> [What to work on]: Select lines where the word "styles" appears.

== Dataset content ==

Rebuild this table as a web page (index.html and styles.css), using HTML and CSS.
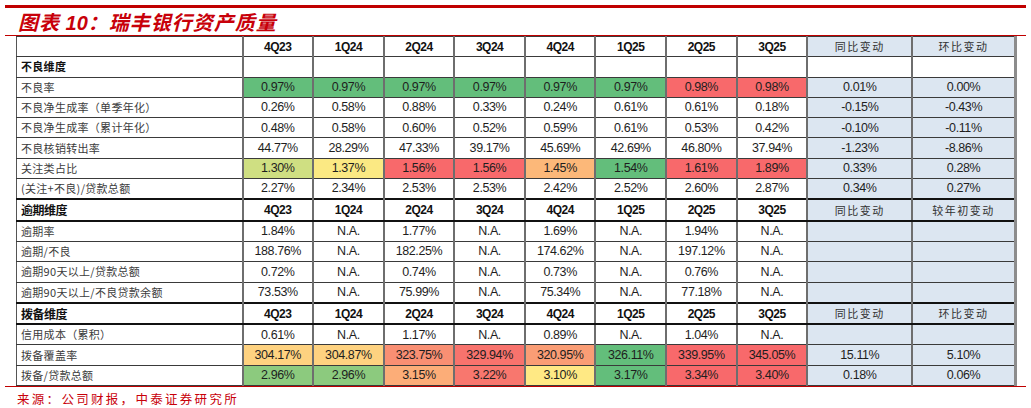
FILE: index.html
```html
<!DOCTYPE html>
<html lang="zh-CN">
<head>
<meta charset="utf-8">
<title>瑞丰银行资产质量</title>
<link rel="stylesheet" href="styles.css">
</head>
<body>
<div class="page">
  <div class="topline"></div>
  <h1 class="title"><span class="tw">图表</span> <span class="num">10</span>：瑞丰银行资产质量</h1>
  <div class="table-wrap">
    <table class="grid">
      <colgroup>
        <col class="c-label">
        <col class="c-q"><col class="c-q"><col class="c-q"><col class="c-q">
        <col class="c-q"><col class="c-q"><col class="c-q"><col class="c-q">
        <col class="c-yoy"><col class="c-qoq">
      </colgroup>
      <tbody>
        <tr class="head">
          <td class="lbl"></td>
          <td>4Q23</td><td>1Q24</td><td>2Q24</td><td>3Q24</td><td>4Q24</td><td>1Q25</td><td>2Q25</td><td>3Q25</td>
          <td class="chg cn">同比变动</td><td class="chg cn last">环比变动</td>
        </tr>
        <tr>
          <td class="lbl sec">不良维度</td>
          <td></td><td></td><td></td><td></td><td></td><td></td><td></td><td></td>
          <td></td><td class="last"></td>
        </tr>
        <tr>
          <td class="lbl">不良率</td>
          <td class="g">0.97%</td><td class="g">0.97%</td><td class="g">0.97%</td><td class="g">0.97%</td><td class="g">0.97%</td><td class="g">0.97%</td><td class="r">0.98%</td><td class="r">0.98%</td>
          <td class="chg">0.01%</td><td class="chg last">0.00%</td>
        </tr>
        <tr>
          <td class="lbl">不良净生成率（单季年化）</td>
          <td>0.26%</td><td>0.58%</td><td>0.88%</td><td>0.33%</td><td>0.24%</td><td>0.61%</td><td>0.61%</td><td>0.18%</td>
          <td class="chg">-0.15%</td><td class="chg last">-0.43%</td>
        </tr>
        <tr>
          <td class="lbl">不良净生成率（累计年化）</td>
          <td>0.48%</td><td>0.58%</td><td>0.60%</td><td>0.52%</td><td>0.59%</td><td>0.61%</td><td>0.53%</td><td>0.42%</td>
          <td class="chg">-0.10%</td><td class="chg last">-0.11%</td>
        </tr>
        <tr>
          <td class="lbl">不良核销转出率</td>
          <td>44.77%</td><td>28.29%</td><td>47.33%</td><td>39.17%</td><td>45.69%</td><td>42.69%</td><td>46.80%</td><td>37.94%</td>
          <td class="chg">-1.23%</td><td class="chg last">-8.86%</td>
        </tr>
        <tr>
          <td class="lbl">关注类占比</td>
          <td class="yg">1.30%</td><td class="y">1.37%</td><td class="r">1.56%</td><td class="r">1.56%</td><td class="o">1.45%</td><td class="g">1.54%</td><td class="r">1.61%</td><td class="r">1.89%</td>
          <td class="chg">0.33%</td><td class="chg last">0.28%</td>
        </tr>
        <tr>
          <td class="lbl">(关注+不良)/贷款总额</td>
          <td>2.27%</td><td>2.34%</td><td>2.53%</td><td>2.53%</td><td>2.42%</td><td>2.52%</td><td>2.60%</td><td>2.87%</td>
          <td class="chg">0.34%</td><td class="chg last">0.27%</td>
        </tr>
        <tr class="head sect">
          <td class="lbl sec">逾期维度</td>
          <td>4Q23</td><td>1Q24</td><td>2Q24</td><td>3Q24</td><td>4Q24</td><td>1Q25</td><td>2Q25</td><td>3Q25</td>
          <td class="chg cn">同比变动</td><td class="chg cn last">较年初变动</td>
        </tr>
        <tr>
          <td class="lbl">逾期率</td>
          <td>1.84%</td><td>N.A.</td><td>1.77%</td><td>N.A.</td><td>1.69%</td><td>N.A.</td><td>1.94%</td><td>N.A.</td>
          <td class="chg"></td><td class="chg last"></td>
        </tr>
        <tr>
          <td class="lbl">逾期/不良</td>
          <td>188.76%</td><td>N.A.</td><td>182.25%</td><td>N.A.</td><td>174.62%</td><td>N.A.</td><td>197.12%</td><td>N.A.</td>
          <td class="chg"></td><td class="chg last"></td>
        </tr>
        <tr>
          <td class="lbl">逾期90天以上/贷款总额</td>
          <td>0.72%</td><td>N.A.</td><td>0.74%</td><td>N.A.</td><td>0.73%</td><td>N.A.</td><td>0.76%</td><td>N.A.</td>
          <td class="chg"></td><td class="chg last"></td>
        </tr>
        <tr>
          <td class="lbl">逾期90天以上/不良贷款余额</td>
          <td>73.53%</td><td>N.A.</td><td>75.99%</td><td>N.A.</td><td>75.34%</td><td>N.A.</td><td>77.18%</td><td>N.A.</td>
          <td class="chg"></td><td class="chg last"></td>
        </tr>
        <tr class="head sect">
          <td class="lbl sec">拨备维度</td>
          <td>4Q23</td><td>1Q24</td><td>2Q24</td><td>3Q24</td><td>4Q24</td><td>1Q25</td><td>2Q25</td><td>3Q25</td>
          <td class="chg cn">同比变动</td><td class="chg cn last">环比变动</td>
        </tr>
        <tr>
          <td class="lbl">信用成本（累积）</td>
          <td>0.61%</td><td>N.A.</td><td>1.17%</td><td>N.A.</td><td>0.89%</td><td>N.A.</td><td>1.04%</td><td>N.A.</td>
          <td class="chg"></td><td class="chg last"></td>
        </tr>
        <tr>
          <td class="lbl">拨备覆盖率</td>
          <td class="lo">304.17%</td><td class="lo">304.87%</td><td class="sa">323.75%</td><td class="r2">329.94%</td><td class="sb">320.95%</td><td class="g">326.11%</td><td class="r">339.95%</td><td class="r">345.05%</td>
          <td class="chg">15.11%</td><td class="chg last">5.10%</td>
        </tr>
        <tr>
          <td class="lbl">拨备/贷款总额</td>
          <td class="lg">2.96%</td><td class="lg">2.96%</td><td class="o2">3.15%</td><td class="r3">3.22%</td><td class="y2">3.10%</td><td class="g">3.17%</td><td class="r">3.34%</td><td class="r">3.40%</td>
          <td class="chg">0.18%</td><td class="chg last">0.06%</td>
        </tr>
      </tbody>
    </table>
  </div>
  <p class="source">来源：公司财报，中泰证券研究所</p>
</div>
</body>
</html>
```

FILE: styles.css
```css
html, body {
  margin: 0;
  padding: 0;
  background: #ffffff;
}

.page {
  width: 1021px;
  padding: 5px 0 0 5px;
  font-family: "Liberation Sans", Arial, "Noto Sans CJK SC", sans-serif;
}

.topline {
  height: 3px;
  background: #c00000;
}

.title {
  margin: 0;
  height: 27px;
  padding-left: 13px;
  border-bottom: 1px solid #c00000;
  color: #c8000a;
  font-family: "Noto Sans CJK SC", sans-serif;
  font-size: 20px;
  font-weight: 700;
  font-style: italic;
  line-height: 27px;
  letter-spacing: 1px;
  white-space: nowrap;
}

.title .num {
  font-family: "Liberation Sans", Arial, sans-serif;
  font-weight: 700;
  letter-spacing: 0;
}

.table-wrap {
  padding-left: 11px;
  border-bottom: 1px solid #c00000;
  width: 1010px;
}

.grid {
  width: 999px;
  table-layout: fixed;
  border-collapse: collapse;
}

.c-label { width: 226px; }
.c-q { width: 70.6px; }
.c-yoy { width: 105px; }
.c-qoq { width: 103px; }

.grid td {
  height: 19.3px;
  padding: 0;
  border-top: 1px solid #3a3a3a;
  border-bottom: 1px solid #3a3a3a;
  border-left: 2px solid #6e6e6e;
  border-right: 2px solid #6e6e6e;
  text-align: center;
  vertical-align: middle;
  font-family: "Liberation Sans", Arial, sans-serif;
  font-size: 12.5px;
  letter-spacing: -0.4px;
  color: #1e1e1e;
  line-height: 1;
  white-space: nowrap;
  overflow: hidden;
}

.grid td.lbl {
  text-align: left;
  padding-left: 4px;
  border-left: 1px solid #555;
  font-family: "Noto Sans CJK SC", sans-serif;
  font-size: 11px;
  letter-spacing: 0.3px;
  color: #3c3c3c;
}

.grid td.sec {
  font-weight: 700;
  color: #111;
}

.grid tr.head td {
  font-weight: 700;
  font-size: 12px;
  letter-spacing: -0.5px;
  color: #111;
}

.grid tr.sect td {
  border-top: 2px solid #111;
  border-bottom: 2px solid #111;
}

.grid td.cn,
.grid tr.head td.cn {
  font-family: "Noto Sans CJK SC", sans-serif;
  font-weight: 400;
  font-size: 11px;
  letter-spacing: 1.5px;
  color: #333;
}

.grid td.chg {
  background: #dce6f1;
}

.grid td.last {
  border-right: 3px solid #8c8c8c;
}

/* heat-map colours */
.g  { background: #63be7b; }
.r  { background: #f8696b; }
.y  { background: #fbe983; }
.yg { background: #cfdf82; }
.o  { background: #fcb879; }
.lo { background: #fed280; }
.sa { background: #f98f73; }
.r2 { background: #f8736d; }
.sb { background: #fa9d75; }
.lg { background: #8cca7e; }
.o2 { background: #fcad78; }
.r3 { background: #f8776e; }
.y2 { background: #ffe984; }

.source {
  margin: 4px 0 0 12px;
  color: #c8000a;
  font-family: "Noto Sans CJK SC", sans-serif;
  font-size: 12.5px;
  letter-spacing: 2.3px;
  line-height: 16px;
  white-space: nowrap;
}
```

===

> [Written response]:
Rebuild this table as a web page (index.html and styles.css), using HTML and CSS.
<link rel="stylesheet" href="styles.css">
FILE: styles.css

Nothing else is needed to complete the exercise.